In the company's conference call with analysts this afternoon, Mr. Connors said Microsoft was scaling back its projection of Xbox sales this year to 3.5 millin to 4 million units, from 4.5 million to 6 million units. The company said it was also particularly disappointed with the sales of Xbox in Japan, but insisted that it would take a long-term orientation to that market.
Microsoft, which is based in Redmond, Wash., said its revenue reached $7.25 billion for its third quarter ended March 31, up 13 percent from $6.4 billion for the quarter last year. Net income for the quarter was $2.74 billion, or 49 cents a share, a total that included an $847 million after-tax gain on the sale of its Expedia travel Web site and an $806 million after-tax charge related to "investment impairments."
The per-share figure fell short of analysts' forecasts of 51 cents as reported by Thomson Financial/First Call. But the company attributed the shortfall to lower-than-expected gains from the sale of its Expedia business and larger-than-expected costs associated with its investment in AT&T's broadband cable business. Microsoft said it had taken a charge of $1.2 billion for the quarter related to the AT&T investment and a total of $3 billion in charges for the year to date.
In terms of operating income, the company said it had actually had an excellent quarter, outperforming its guidance by 6 cents a share.
"The PC market was a little better than we expected," Mr. Connors said, noting that that improvement was offset by softness in corporate information technology spending.

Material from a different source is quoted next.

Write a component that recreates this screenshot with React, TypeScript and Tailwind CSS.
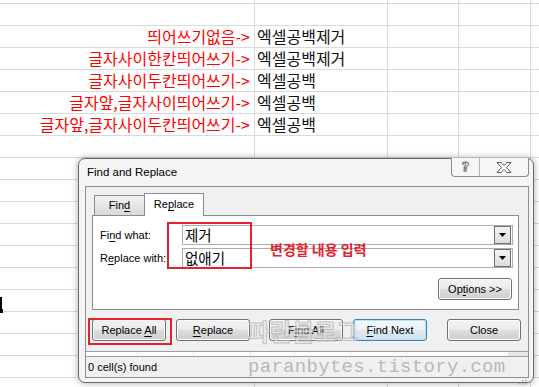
import { ReactNode } from "react";
import clsx from "clsx";

const UI = "font-['Liberation_Sans',Arial,sans-serif]";

const rows: { a: string; b: string }[] = [
  { a: "", b: "" },
  { a: "띄어쓰기없음->", b: "엑셀공백제거" },
  { a: "글자사이한칸띄어쓰기->", b: "엑셀공백제거" },
  { a: "글자사이두칸띄어쓰기->", b: "엑셀공백" },
  { a: "글자앞,글자사이띄어쓰기->", b: "엑셀공백" },
  { a: "글자앞,글자사이두칸띄어쓰기->", b: "엑셀공백" },
  ...Array.from({ length: 12 }, () => ({ a: "", b: "" })),
];

function U({ children }: { children: ReactNode }) {
  return <span className="underline decoration-1 underline-offset-[2px]">{children}</span>;
}

function Btn({
  children,
  className,
  primary,
}: {
  children: ReactNode;
  className?: string;
  primary?: boolean;
}) {
  return (
    <div
      className={clsx(
        "flex h-[22px] w-[74px] items-center justify-center rounded-[3px] border text-[11px] text-black",
        primary
          ? "border-[#3c7fb1] bg-[linear-gradient(#f4f9fc,#eaf3f8_50%,#dde9f0_50%,#d3e2ea)] shadow-[inset_0_0_0_1px_#b6e3fb]"
          : "border-[#707070] bg-[linear-gradient(#f2f2f2,#ebebeb_50%,#dddddd_50%,#cfcfcf)] shadow-[inset_0_0_0_1px_#fcfcfc]",
        className,
      )}
    >
      <span className="whitespace-pre">{children}</span>
    </div>
  );
}

function Combo({ value }: { value: string }) {
  return (
    <div className="ml-[82px] mr-[5px] flex h-[20px] flex-1 items-center border border-[#abadb3] bg-white pl-[2px] pr-px">
      <span className="flex-1 font-['Noto_Sans_CJK_KR',sans-serif] text-[14.5px] leading-[18px] text-black">
        {value}
      </span>
      <div className="flex h-[18px] w-[17px] items-center justify-center border border-[#707070] bg-[linear-gradient(#f4f4f4,#dcdcdc)]">
        <svg width="7" height="4" viewBox="0 0 7 4">
          <polygon points="0,0 7,0 3.5,4" fill="#000" />
        </svg>
      </div>
    </div>
  );
}

function Sheet() {
  const line = "border-[#dadada]";
  return (
    <div className="flex flex-col font-['Noto_Sans_CJK_KR',sans-serif]">
      <div className={clsx("grid h-[4px] grid-cols-[255px_133px_71px_72px_1fr] border-b", line)}>
        <div className={clsx("border-r", line)} />
        <div className={clsx("border-r", line)} />
        <div className={clsx("border-r", line)} />
        <div className={clsx("border-r", line)} />
        <div />
      </div>
      {rows.map((r, i) => (
        <div
          key={i}
          className={clsx("grid h-[22px] grid-cols-[255px_133px_71px_72px_1fr] border-b", line)}
        >
          <div
            className={clsx(
              "whitespace-nowrap border-r pr-[4px] text-right text-[16px] leading-[21px] text-[#ff0000]",
              line,
            )}
          >
            {r.a}
          </div>
          <div
            className={clsx(
              "whitespace-nowrap border-r pl-[2px] text-[16px] leading-[21px] text-[#111]",
              line,
            )}
          >
            {r.b}
          </div>
          <div className={clsx("border-r", line)} />
          <div className={clsx("border-r", line)} />
          <div />
        </div>
      ))}
    </div>
  );
}

function Dialog() {
  return (
    <div
      className={clsx(
        "absolute left-[78px] top-[158px] flex h-[225px] w-[456px] flex-col rounded-[7px] border border-[#6a6a6a] bg-[#f4f4f4] shadow-[0_0_7px_rgba(0,0,0,0.35)]",
        UI,
      )}
    >
      <div className="flex h-[27px] shrink-0">
        <div className="flex items-center pl-[8px] text-[11.5px] text-black">Find and Replace</div>
        <div className="-mt-px ml-auto mr-[4px] flex h-[19px] self-start rounded-b-[4px] border border-t-0 border-[#8d8d8d] bg-[#f6f6f6]">
          <div className="flex w-[28px] items-center justify-center border-r border-[#b5b5b5] font-['DejaVu_Sans',sans-serif] text-[13px] font-bold text-white [-webkit-text-stroke:0.8px_#555]">
            ?
          </div>
          <div className="flex w-[48px] items-center justify-center">
            <svg width="16" height="11" viewBox="0 0 16 11">
              <polygon
                points="1,0.5 5,0.5 8,3.5 11,0.5 15,0.5 10.5,5.5 15,10.5 11,10.5 8,7.5 5,10.5 1,10.5 5.5,5.5"
                fill="#fff"
                stroke="#555"
                strokeWidth="1"
              />
            </svg>
          </div>
        </div>
      </div>

      <div className="ml-[6px] mr-[4px] flex h-[192px] flex-col border border-[#8e8f8f] bg-[#f0f0f0]">
        <div className="ml-[8px] mt-[6px] flex h-[22px] items-end">
          <div className="flex h-[20px] w-[51px] items-center justify-center border border-b-0 border-[#898c95] bg-[linear-gradient(#f3f3f3,#e5e5e5_50%,#d9d9d9)] text-[11px] text-black">
            <span>
              Fin<U>d</U>
            </span>
          </div>
          <div className="relative z-10 -mb-px -ml-px flex h-[23px] w-[60px] items-center justify-center border border-b-0 border-[#898c95] bg-white pb-px text-[11px] text-black">
            <span>
              Re<U>p</U>lace
            </span>
          </div>
        </div>

        <div className="ml-[6px] flex h-[95px] w-[427px] flex-col border border-[#898c95] bg-white pt-[9px] text-[11px] text-black">
          <div className="flex h-[20px] items-center pl-[7px]">
            <span className="absolute">
              Fi<U>n</U>d what:
            </span>
            <Combo value="제거" />
          </div>
          <div className="mt-[3px] flex h-[20px] items-center pl-[7px]">
            <span className="absolute">
              R<U>e</U>place with:
            </span>
            <Combo value="없애기" />
          </div>
          <div className="mr-[6px] mt-[10px] flex justify-end">
            <Btn>
              Op<U>t</U>ions &gt;&gt;
            </Btn>
          </div>
        </div>

        <div className="ml-[6px] mt-[9px] flex">
          <Btn>
            Replace <U>A</U>ll
          </Btn>
          <Btn className="ml-[10px]">
            <U>R</U>eplace
          </Btn>
          <Btn className="ml-[19px]">
            F<U>i</U>nd All
          </Btn>
          <Btn className="ml-[10px]" primary>
            <U>F</U>ind Next
          </Btn>
          <Btn className="ml-[20px]">Close</Btn>
        </div>

        <div className="mt-[10px] flex h-[6px] border-y border-[#a0a0a0] bg-white">
          <div className="w-[52px] border-r border-[#e2e2e2]" />
          <div className="w-[56px] border-r border-[#e2e2e2]" />
          <div className="w-[57px] border-r border-[#e2e2e2]" />
          <div className="w-[44px] border-r border-[#e2e2e2]" />
          <div className="w-[56px] border-r border-[#e2e2e2]" />
          <div className="w-[56px] border-r border-[#e2e2e2]" />
          <div className="flex-1" />
          <div className="w-[20px] bg-[#e8e8e8]" />
        </div>
        <div className="flex h-[20px] items-center justify-between pl-[2px] text-[11px] text-black">
          <span>0 cell(s) found</span>
          <svg width="8" height="8" viewBox="0 0 8 8" className="mb-[-8px] mr-px self-end">
            <g fill="#a8a8a8">
              <rect x="6" y="0" width="1.5" height="1.5" />
              <rect x="3" y="3" width="1.5" height="1.5" />
              <rect x="6" y="3" width="1.5" height="1.5" />
              <rect x="0" y="6" width="1.5" height="1.5" />
              <rect x="3" y="6" width="1.5" height="1.5" />
              <rect x="6" y="6" width="1.5" height="1.5" />
            </g>
          </svg>
        </div>
      </div>
    </div>
  );
}

export default function App() {
  return (
    <div className="relative h-[387px] w-[539px] overflow-hidden bg-white">
      <Sheet />

      {/* selected cell edge + fill handle peeking at the left */}
      <div className="absolute left-0 top-[297px] h-[14px] w-[2px] bg-black" />
      <div className="absolute left-0 top-[309px] h-[4px] w-[3px] bg-black" />

      <Dialog />

      {/* annotations */}
      <div className="absolute left-[167px] top-[222px] h-[47px] w-[85px] border-2 border-[#e3232c]" />
      <div className="absolute left-[270px] top-[240px] font-['Noto_Sans_CJK_KR',sans-serif] text-[14px] font-bold leading-[18px] text-[#e3232c]">
        변경할 내용 입력
      </div>
      <div className="absolute left-[88px] top-[318px] h-[27px] w-[84px] border-2 border-[#e3232c]" />

      {/* watermark */}
      <div className="pointer-events-none absolute left-[248px] top-[316px] font-['Noto_Sans_CJK_KR',sans-serif] text-[24px] font-bold leading-[30px] text-[#e8e8e8] opacity-70 [-webkit-text-stroke:1px_#b0b0b0]">
        파란블로그
      </div>
      <div className="pointer-events-none absolute left-[248px] top-[357px] font-['Liberation_Mono',monospace] text-[19px] leading-[20px] tracking-[0.3px] text-[#b8b8b8]">
        paranbytes.tistory.com
      </div>
    </div>
  );
}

Microsoft shares dropped as low as $51.79 in after-hours trading. Earlier, before the release of the earnings report, they fell 26 cents, to $56.37, in regular trading. The stock has declined 15 percent in the last year. But analysts said that PC software sales, which continue to be the heart of Microsoft's business, remained strong.
"From operations, they beat the Street number nicely," said Richard G. Sherlund, an analyst at Goldman Sachs.
Much of the company's efforts in its conference call this afternoon were focused on convincing analysts that good news would await a return of corporate profits and counseling them to prepare for lower profits in 2003, when the company plans to make "big bets" in new businesses.
"Definitely in the verbiage they've been citing the corporate spending environment as being very muted," said Chris Shilakes, a Merrill Lynch analyst.
The best hope for a strong Microsoft recovery would be a resurgence of the PC marketplace, which has contracted in each of the last four quarters around the world. Mr. Connors said he thought growth in the PC market could reach the "low single digits" next year.
Microsoft executives also stressed that the revenue numbers were more difficult to gauge because corporate customers were increasingly shifting from buying to licensing software. In that case revenue is recognized on a deferred basis.
Some analysts continue to say that the company's sales of software for businesses' information technology operations remain weak.
"Their enterprise software sales were down sequentially from last quarter," said David Readerman, a partner at Thomas Weisel Partners. "You square that with Intel talking about the strength on their server side, and it's obvious the heart of Microsoft's I.T. business is weak."